Police were called on the evening of April 20, 2021, to a home in the 1200 block of Algonquin Parkway after a 911 caller reported seeing a woman with a gun and a child wrapped in a blanket. Responding officers reported finding blood on the porch steps. Investigators then opened the trunk of a vehicle associated with the home and found the child’s body inside.

Higgins was arrested that night. Investigators have said she made statements to police indicating she shot her son and placed him in the trunk. The case has remained in the criminal court system through pretrial litigation and competency proceedings leading to this week’s trial start.

Charges and key issues likely to shape the trial

The prosecution and defense are expected to focus on several core questions for jurors, including the circumstances surrounding the child’s death, Higgins’ actions before and after the shooting, and whether the evidence supports the additional counts beyond murder.

  • Murder-domestic violence: The charge alleges an intentional killing within a qualifying family relationship.

  • First-degree criminal abuse: This count typically centers on serious physical injury or risk of injury to a child under circumstances showing extreme indifference.

  • Tampering with physical evidence: Prosecutors generally use this charge when they allege evidence was concealed, altered, or moved to affect an investigation.

Broader community impact and policy response

The child’s death reverberated beyond the criminal case.

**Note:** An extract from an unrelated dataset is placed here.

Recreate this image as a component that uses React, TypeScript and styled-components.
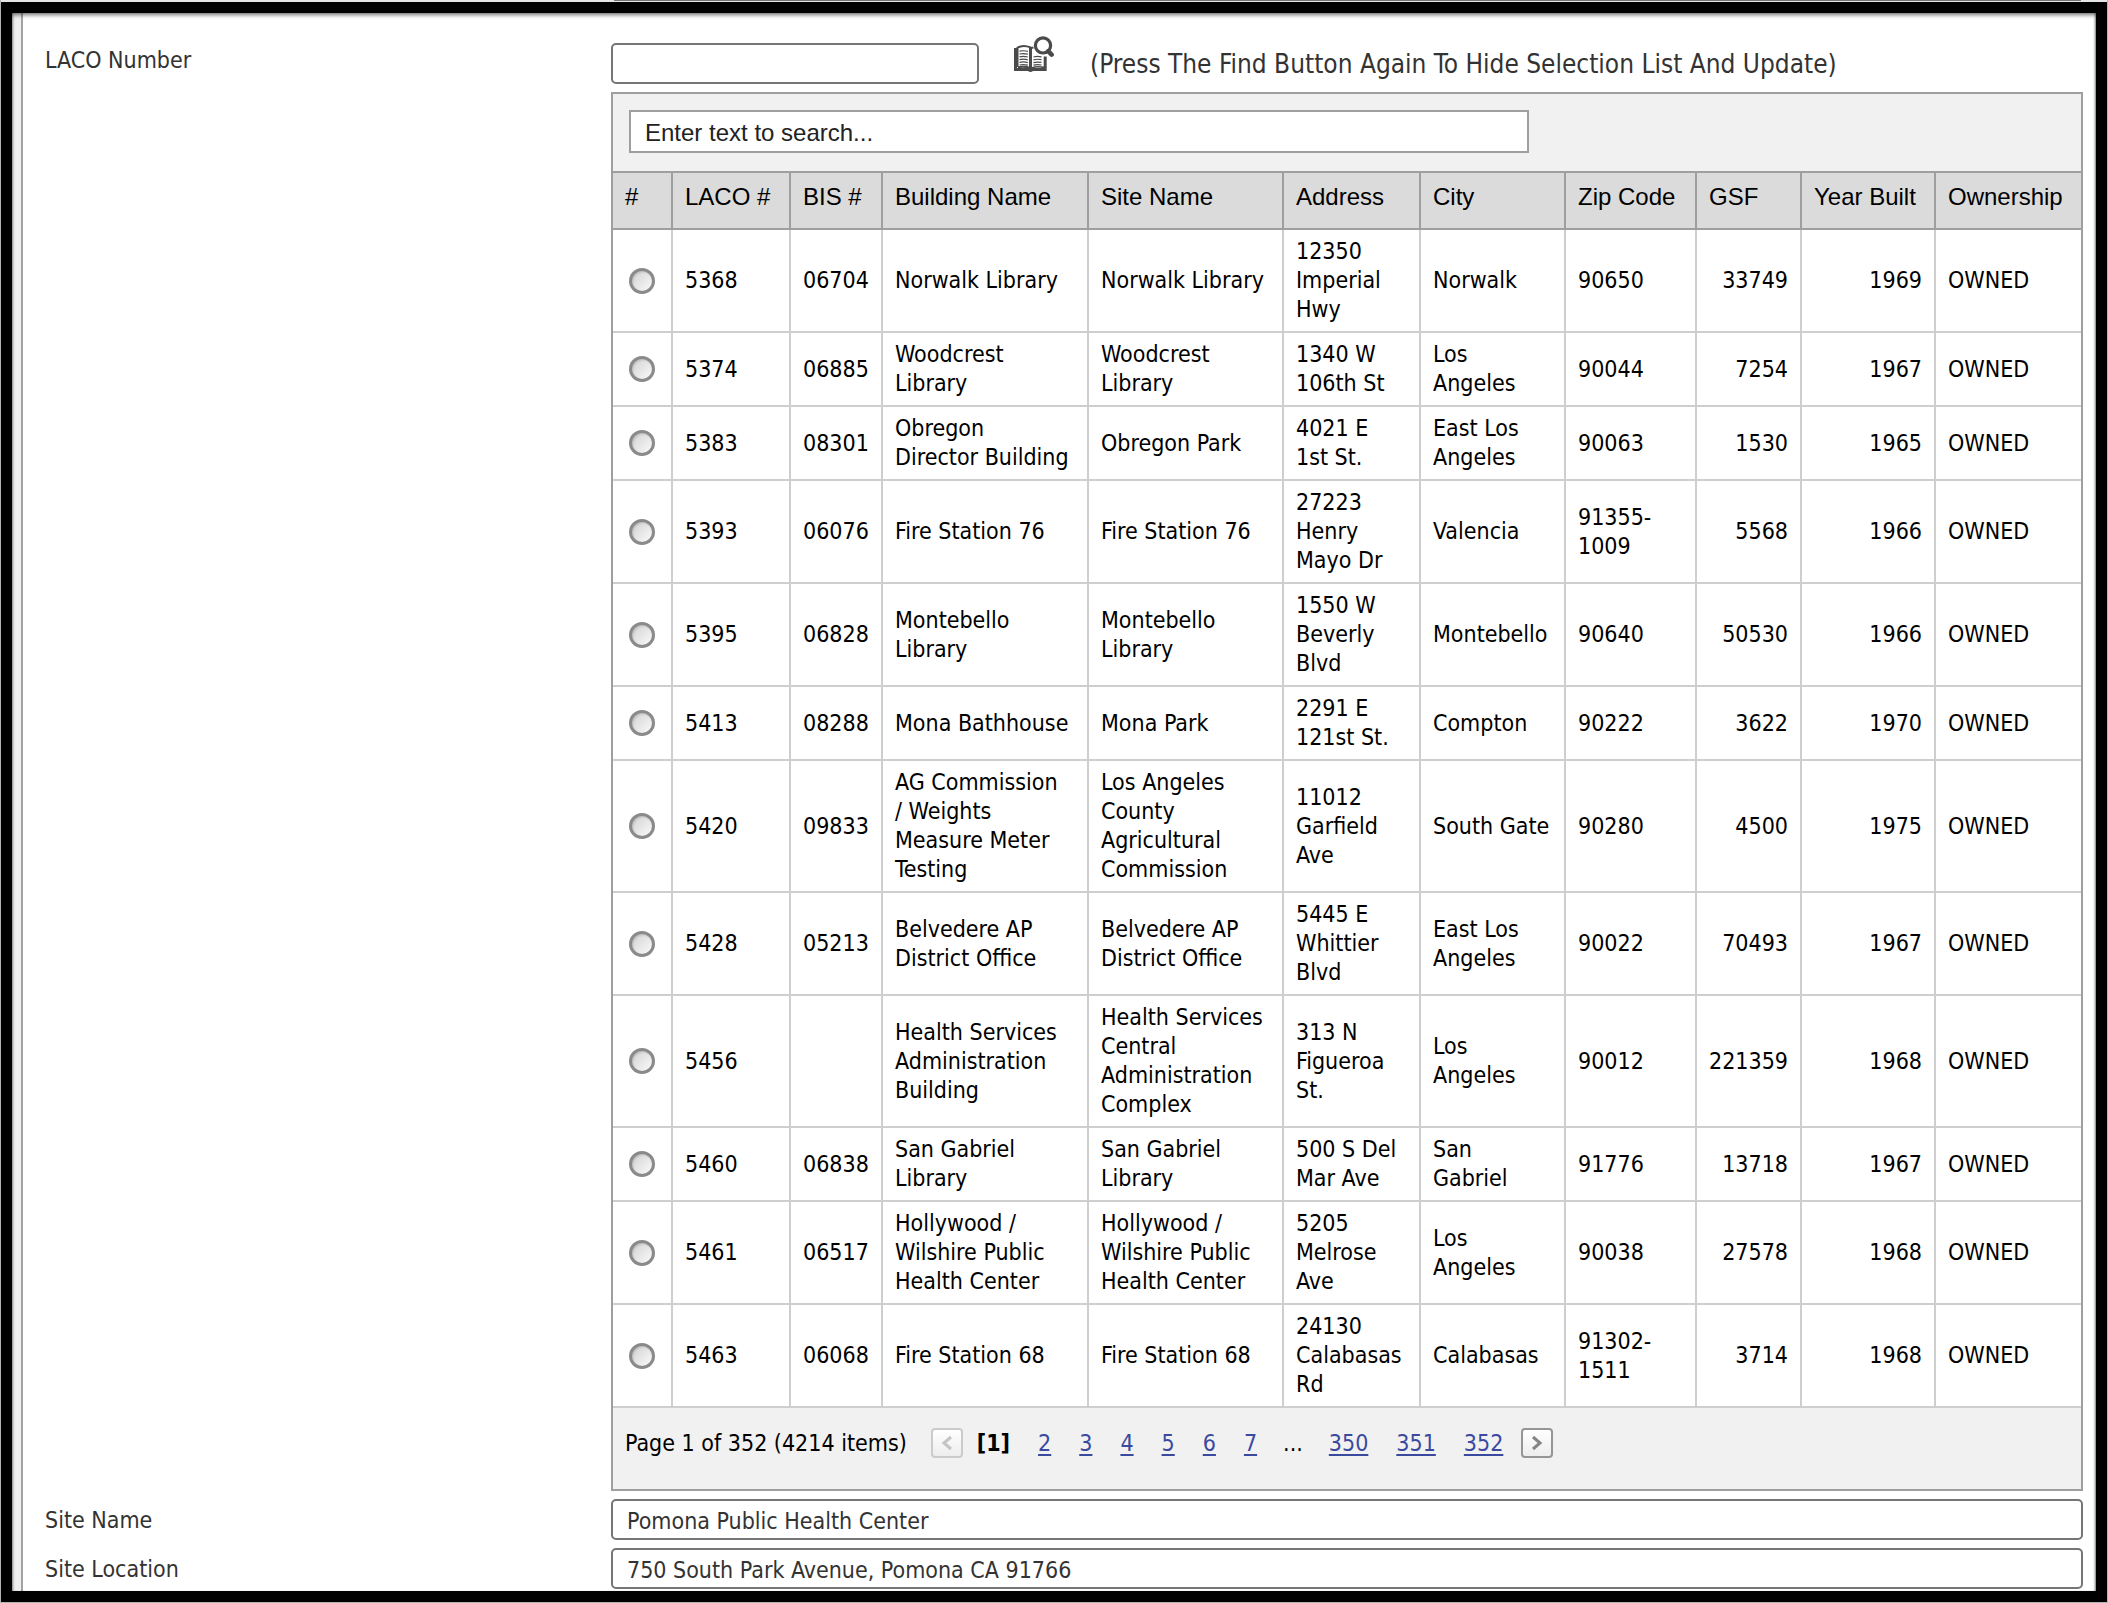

In October 2021, Louisville Metro Council approved an ordinance aimed at strengthening cross-reporting and follow-up between animal-welfare investigations and potential violence toward people, after public attention focused on prior animal neglect citations linked to the defendant.

By the time jurors are sworn in, the case will have spanned nearly five years from the child’s death to trial, reflecting the complexity of serious felony prosecutions that include competency findings and extensive pretrial motions.

What happens next

With jury selection underway, the court is expected to proceed to opening statements on Feb. 10, followed by witness testimony and presentation of physical evidence. The trial will conclude with jury deliberations and, if needed, a separate sentencing phase.